[Stored data start]
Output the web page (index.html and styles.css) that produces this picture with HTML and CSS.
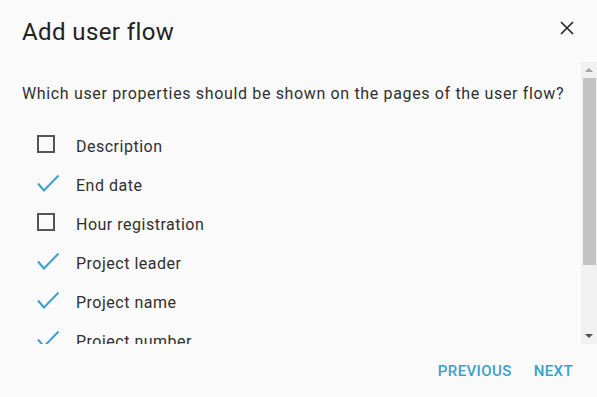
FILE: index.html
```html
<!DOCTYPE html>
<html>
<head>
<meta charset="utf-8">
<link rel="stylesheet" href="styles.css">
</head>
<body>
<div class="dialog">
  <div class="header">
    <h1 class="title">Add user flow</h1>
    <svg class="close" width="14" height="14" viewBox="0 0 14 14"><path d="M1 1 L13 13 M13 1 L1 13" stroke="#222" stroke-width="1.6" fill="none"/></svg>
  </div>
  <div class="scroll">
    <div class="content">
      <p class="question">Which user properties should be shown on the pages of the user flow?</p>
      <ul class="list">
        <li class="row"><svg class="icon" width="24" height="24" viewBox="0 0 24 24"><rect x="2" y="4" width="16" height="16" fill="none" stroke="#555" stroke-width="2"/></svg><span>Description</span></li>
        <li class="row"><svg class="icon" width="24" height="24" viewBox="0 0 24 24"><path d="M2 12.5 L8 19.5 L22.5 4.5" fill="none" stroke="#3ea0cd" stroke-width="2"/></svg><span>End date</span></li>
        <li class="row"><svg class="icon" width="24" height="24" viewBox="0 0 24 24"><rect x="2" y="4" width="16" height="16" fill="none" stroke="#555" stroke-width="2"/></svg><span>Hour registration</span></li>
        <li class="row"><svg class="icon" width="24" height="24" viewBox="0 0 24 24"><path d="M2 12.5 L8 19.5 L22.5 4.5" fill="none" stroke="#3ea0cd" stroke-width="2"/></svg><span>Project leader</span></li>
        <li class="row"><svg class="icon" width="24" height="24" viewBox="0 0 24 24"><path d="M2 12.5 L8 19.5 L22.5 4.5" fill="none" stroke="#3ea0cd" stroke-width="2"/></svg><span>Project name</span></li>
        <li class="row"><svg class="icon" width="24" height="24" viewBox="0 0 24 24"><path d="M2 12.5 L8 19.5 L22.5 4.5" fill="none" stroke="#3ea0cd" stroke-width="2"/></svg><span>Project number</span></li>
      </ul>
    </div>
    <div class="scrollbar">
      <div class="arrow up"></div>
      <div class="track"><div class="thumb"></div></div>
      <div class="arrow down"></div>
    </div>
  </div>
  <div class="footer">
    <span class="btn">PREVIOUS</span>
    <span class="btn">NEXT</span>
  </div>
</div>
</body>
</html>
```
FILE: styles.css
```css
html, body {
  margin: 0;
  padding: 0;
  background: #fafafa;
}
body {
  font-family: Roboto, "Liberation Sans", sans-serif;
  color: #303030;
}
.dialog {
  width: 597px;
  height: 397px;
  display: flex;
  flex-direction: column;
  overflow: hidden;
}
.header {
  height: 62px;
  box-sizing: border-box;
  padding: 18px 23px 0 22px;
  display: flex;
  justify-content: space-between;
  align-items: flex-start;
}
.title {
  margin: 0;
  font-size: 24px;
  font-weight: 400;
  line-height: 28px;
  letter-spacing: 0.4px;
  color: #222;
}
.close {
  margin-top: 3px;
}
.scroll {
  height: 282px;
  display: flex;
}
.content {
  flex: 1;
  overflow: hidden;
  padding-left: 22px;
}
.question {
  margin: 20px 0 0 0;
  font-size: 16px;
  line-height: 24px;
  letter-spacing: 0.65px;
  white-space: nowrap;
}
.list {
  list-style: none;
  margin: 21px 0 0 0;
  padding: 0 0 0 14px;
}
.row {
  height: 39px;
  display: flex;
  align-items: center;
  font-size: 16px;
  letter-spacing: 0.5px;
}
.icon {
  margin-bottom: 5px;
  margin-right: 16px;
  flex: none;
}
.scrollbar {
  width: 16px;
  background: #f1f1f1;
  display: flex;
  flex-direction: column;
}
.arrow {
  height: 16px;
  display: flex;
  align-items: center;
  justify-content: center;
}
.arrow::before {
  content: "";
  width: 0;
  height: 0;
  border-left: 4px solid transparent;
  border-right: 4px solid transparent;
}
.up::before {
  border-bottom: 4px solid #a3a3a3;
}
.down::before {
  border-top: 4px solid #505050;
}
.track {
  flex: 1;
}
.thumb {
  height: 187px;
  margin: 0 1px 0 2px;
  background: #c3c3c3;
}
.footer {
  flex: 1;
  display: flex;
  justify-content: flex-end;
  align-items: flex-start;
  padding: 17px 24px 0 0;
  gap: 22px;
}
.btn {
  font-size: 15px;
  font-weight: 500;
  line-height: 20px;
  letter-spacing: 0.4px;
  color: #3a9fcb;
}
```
[Stored data end]
= Short exercise =
Ignore the images and quote every line of the listing exactly.

= Written response =
Output the web page (index.html and styles.css) that produces this picture with HTML and CSS.
FILE: index.html
```html
<!DOCTYPE html>
<html>
<head>
<meta charset="utf-8">
<link rel="stylesheet" href="styles.css">
</head>
<body>
<div class="dialog">
  <div class="header">
    <h1 class="title">Add user flow</h1>
    <svg class="close" width="14" height="14" viewBox="0 0 14 14"><path d="M1 1 L13 13 M13 1 L1 13" stroke="#222" stroke-width="1.6" fill="none"/></svg>
  </div>
  <div class="scroll">
    <div class="content">
      <p class="question">Which user properties should be shown on the pages of the user flow?</p>
      <ul class="list">
        <li class="row"><svg class="icon" width="24" height="24" viewBox="0 0 24 24"><rect x="2" y="4" width="16" height="16" fill="none" stroke="#555" stroke-width="2"/></svg><span>Description</span></li>
        <li class="row"><svg class="icon" width="24" height="24" viewBox="0 0 24 24"><path d="M2 12.5 L8 19.5 L22.5 4.5" fill="none" stroke="#3ea0cd" stroke-width="2"/></svg><span>End date</span></li>
        <li class="row"><svg class="icon" width="24" height="24" viewBox="0 0 24 24"><rect x="2" y="4" width="16" height="16" fill="none" stroke="#555" stroke-width="2"/></svg><span>Hour registration</span></li>
        <li class="row"><svg class="icon" width="24" height="24" viewBox="0 0 24 24"><path d="M2 12.5 L8 19.5 L22.5 4.5" fill="none" stroke="#3ea0cd" stroke-width="2"/></svg><span>Project leader</span></li>
        <li class="row"><svg class="icon" width="24" height="24" viewBox="0 0 24 24"><path d="M2 12.5 L8 19.5 L22.5 4.5" fill="none" stroke="#3ea0cd" stroke-width="2"/></svg><span>Project name</span></li>
        <li class="row"><svg class="icon" width="24" height="24" viewBox="0 0 24 24"><path d="M2 12.5 L8 19.5 L22.5 4.5" fill="none" stroke="#3ea0cd" stroke-width="2"/></svg><span>Project number</span></li>
      </ul>
    </div>
    <div class="scrollbar">
      <div class="arrow up"></div>
      <div class="track"><div class="thumb"></div></div>
      <div class="arrow down"></div>
    </div>
  </div>
  <div class="footer">
    <span class="btn">PREVIOUS</span>
    <span class="btn">NEXT</span>
  </div>
</div>
</body>
</html>
```
FILE: styles.css
```css
html, body {
  margin: 0;
  padding: 0;
  background: #fafafa;
}
body {
  font-family: Roboto, "Liberation Sans", sans-serif;
  color: #303030;
}
.dialog {
  width: 597px;
  height: 397px;
  display: flex;
  flex-direction: column;
  overflow: hidden;
}
.header {
  height: 62px;
  box-sizing: border-box;
  padding: 18px 23px 0 22px;
  display: flex;
  justify-content: space-between;
  align-items: flex-start;
}
.title {
  margin: 0;
  font-size: 24px;
  font-weight: 400;
  line-height: 28px;
  letter-spacing: 0.4px;
  color: #222;
}
.close {
  margin-top: 3px;
}
.scroll {
  height: 282px;
  display: flex;
}
.content {
  flex: 1;
  overflow: hidden;
  padding-left: 22px;
}
.question {
  margin: 20px 0 0 0;
  font-size: 16px;
  line-height: 24px;
  letter-spacing: 0.65px;
  white-space: nowrap;
}
.list {
  list-style: none;
  margin: 21px 0 0 0;
  padding: 0 0 0 14px;
}
.row {
  height: 39px;
  display: flex;
  align-items: center;
  font-size: 16px;
  letter-spacing: 0.5px;
}
.icon {
  margin-bottom: 5px;
  margin-right: 16px;
  flex: none;
}
.scrollbar {
  width: 16px;
  background: #f1f1f1;
  display: flex;
  flex-direction: column;
}
.arrow {
  height: 16px;
  display: flex;
  align-items: center;
  justify-content: center;
}
.arrow::before {
  content: "";
  width: 0;
  height: 0;
  border-left: 4px solid transparent;
  border-right: 4px solid transparent;
}
.up::before {
  border-bottom: 4px solid #a3a3a3;
}
.down::before {
  border-top: 4px solid #505050;
}
.track {
  flex: 1;
}
.thumb {
  height: 187px;
  margin: 0 1px 0 2px;
  background: #c3c3c3;
}
.footer {
  flex: 1;
  display: flex;
  justify-content: flex-end;
  align-items: flex-start;
  padding: 17px 24px 0 0;
  gap: 22px;
}
.btn {
  font-size: 15px;
  font-weight: 500;
  line-height: 20px;
  letter-spacing: 0.4px;
  color: #3a9fcb;
}
```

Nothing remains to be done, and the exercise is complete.